The Rev. Gregory McGonigle, then-director of Religious and Spiritual Life, gave full support in organizing the first festival. A few of my students also volunteered to work with us and chartered a student organization, the Oberlin Friendship Circle. Together, we launched the first Oberlin Friendship Festival in April 2010. It has since expanded to the Oberlin Friendship Initiative.
The annual Friendship Festival will take place April 8. Do you know of any other college or university that promotes friendship studies?
To the best of my knowledge, the Oberlin Friendship Festival and our friendship course is internationally unique because of its interdisciplinary nature. But as I talk about these entities in my various visits to other countries, the festival, the course, and the student organization are highly admired.
This year, I am invited for a lecture at Rosemont College, which is launching a Friendship Studies Research and Initiatives Project for the first time. This indicates that friendship studies is gaining academic momentum.
The main reason why friendship studies is becoming so relevant in 2019 is that the past century can be defined by four characteristics: the dominant mode of societal life and international relations in the beginning of this century were individualism and war. By the end of 2018, the two dominant modes are mass-loneliness and unilateralism.
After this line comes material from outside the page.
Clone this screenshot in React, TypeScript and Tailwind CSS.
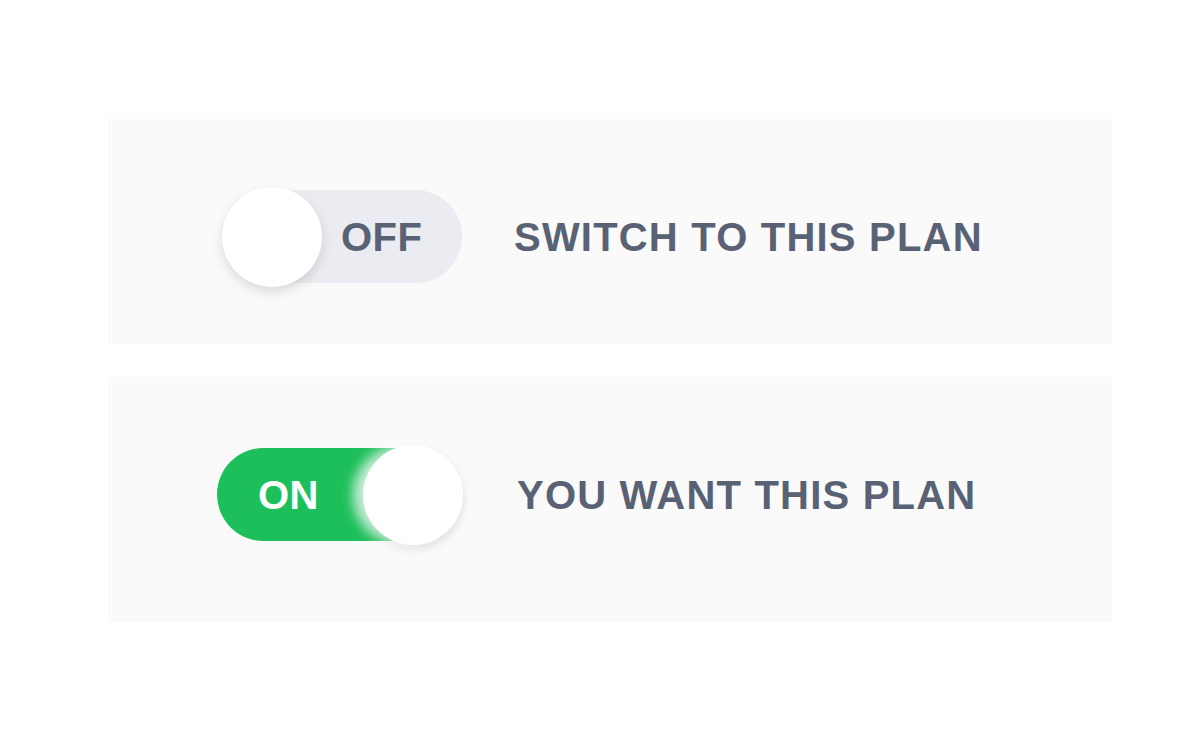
import React from 'react';

function Toggle({ on }: { on: boolean }) {
  return (
    <div className="relative w-[248px] h-[100px] shrink-0">
      <div
        className={`absolute top-[3px] h-[93px] w-[240px] rounded-full flex items-center ${
          on ? 'left-0 bg-[#1dbf5a] pl-[41px]' : 'left-[5px] bg-[#ebecf1] pl-[119px]'
        }`}
      >
        <span
          className={`text-[40px] font-bold leading-none tracking-[0.5px] ${
            on ? 'text-white' : 'text-[#596174]'
          }`}
        >
          {on ? 'ON' : 'OFF'}
        </span>
      </div>
      <div
        className={`absolute top-0 w-[100px] h-[100px] rounded-full bg-white ${
          on
            ? 'left-[146px] shadow-[-10px_0_12px_rgba(255,255,255,0.75),0_4px_10px_rgba(0,0,0,0.12)]'
            : 'left-[5px] shadow-[0_5px_12px_rgba(0,0,0,0.13)]'
        }`}
      />
    </div>
  );
}

function PlanRow({ on, label, className }: { on: boolean; label: string; className: string }) {
  return (
    <div className={`bg-[#fafafa] pl-[109px] pt-[68px] flex items-start ${className}`}>
      <div className={`flex items-center ${on ? 'gap-[52px]' : 'gap-[49px]'}`}>
        <Toggle on={on} />
        <span className="text-[40px] font-bold leading-none tracking-[1.2px] text-[#596174] whitespace-nowrap">
          {label}
        </span>
      </div>
    </div>
  );
}

export default function App() {
  return (
    <div
      className="w-[1200px] h-[752px] bg-white pt-[119px] pl-[108px]"
      style={{ fontFamily: '"Liberation Sans", Arial, sans-serif' }}
    >
      <div className="w-[1004px] flex flex-col gap-[33px]">
        <PlanRow on={false} label="SWITCH TO THIS PLAN" className="h-[225px]" />
        <PlanRow on={true} label="YOU WANT THIS PLAN" className="h-[245px]" />
      </div>
    </div>
  );
}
Friendship is the antidote of all four modes of unhappy life.
I hope that the Oberlin Friendship Festival would be our country’s next best cultural export to a world that is fraught with wars, unnecessary conflicts, loneliness, and unfriendly lives considered as ‘normal.’ If you push me to formulate the gist of my learning so far on friendship in one sentence, I will say the following: Both in academic studies and in policy makings related to peace, democracy and religion, these three fields cannot come to their profoundest rigor without friendship studies.